Re: [PATCH v2 2/3] xfs: Prevent multiple wakeups of the same log space waiter

From: Dave Chinner
Date: Sun Aug 26 2018 - 20:27:27 EST


On Sun, Aug 26, 2018 at 04:53:14PM -0400, Waiman Long wrote:
> The current log space reservation code allows multiple wakeups of the
> same sleeping waiter to happen. This is a just a waste of cpu time as
> well as increasing spin lock hold time. So a new XLOG_TIC_WAKING flag is
> added to track if a task is being waken up and skip the wake_up_process()
> call if the flag is set.
>
> Running the AIM7 fserver workload on a 2-socket 24-core 48-thread
> Broadwell system with a small xfs filesystem on ramfs, the performance
> increased from 91,486 jobs/min to 192,666 jobs/min with this change.

Oh, I just noticed you are using a ramfs for this benchmark,

tl; dr: Once you pass a certain point, ramdisks can be *much* slower
than SSDs on journal intensive workloads like AIM7. Hence it would be
useful to see if you have the same problems on, say, high
performance nvme SSDs.

-----

Ramdisks have substantially different means log IO completion and
wakeup behaviour compared to real storage on real production
systems.

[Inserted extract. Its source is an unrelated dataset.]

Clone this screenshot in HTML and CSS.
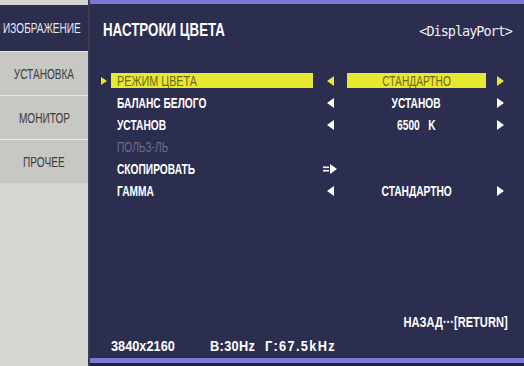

Basically, ramdisks are synchronous and real storage is
asynchronous.

That is, on a ramdisk the IO completion is run synchronously in the
same task as the IO submission because the IO is just a memcpy().
Hence a single dispatch thread can only drive an IO queue depth of 1
IO - there is no concurrency possible. This serialises large parts
of the XFS journal - the journal is really an asynchronous IO engine
that gets it's performance from driving deep IO queues and batching
commits while IO is in flight.

Ramdisks also have very low IO latency, which means there's only a
very small window for "IO in flight" batching optimisations to be
made effectively. It effectively stops such algorithms from working
completely. This means the XFS journal behaves very differently on
ramdisks when compared to normal storage.

The submission batching techniques reduces log IOs by a factor of
10-20 under heavy synchrnous transaction loads when there is any
noticeable journal IO delay - a few tens of microseconds is enough
for it to function effectively, but a ramdisk doesn't even have this
delay on journal IO. The submission batching also has the
effect of reducing log space wakeups by the same factor there are
less IO completions signalling that space has been made available.

Further, when we get async IO completions from real hardware, they
get processed in batches by a completion workqueue - this leads to
there typically only being a single reservation space update from
all batched IO completions. This tends to reduce log space wakeups
due to log IO completion by a factor of 6-8 as the log can have up
to 8 concurrent IOs in flight at a time.

And when we throw in the lack of batching, merging and IO completion
aggregation of metadata writeback because ramdisks are synchrnous
and don't queue or merge adjacent IOs, we end up with lots more
contention on the AIL lock and much more frequent log space wakeups
(i.e. from log tail movement updates). This futher exacerbates the
problems the log already has with synchronous IO.

IOWs, log space wakeups on real storage are likely to be 50-100x
lower than on a ramdisk for the same metadata and journal intensive
workload, and as such those workloads often run faster on real
storage than they do on ramdisks.

This can be trivially seen with dbench, a simple IO benchmark that
hammers the journal. On a ramdisk, I can only get 2-2.5GB/s
throughput from the benchmark before the log bottlenecks at about
20,000 log tiny IOs per second. In comparison, on an old, badly
abused Samsung 850EVO SSD, I see 5-6GB/s in 2,000 log IOs per second
because of the pipelining and IO batching in the XFS journal async
IO engine and the massive reduction in metadata IO due to merging of
adjacent IOs in the block layer. i.e. the journal and metadata
writeback design allows the filesystem to operate at a much higher
synchronous transaction rate than would otherwise be possible by
taking advantage of the IO concurrency that storage provides us
with.

So if you use proper storage hardware (e.g. nvme SSD) and/or an
appropriately sized log, does the slowpath wakeup contention go
away? Can you please test both of these things and report the
results so we can properly evaluate the impact of these changes?

Cheers,

Dave.
--
Dave Chinner
david@xxxxxxxxxxxxx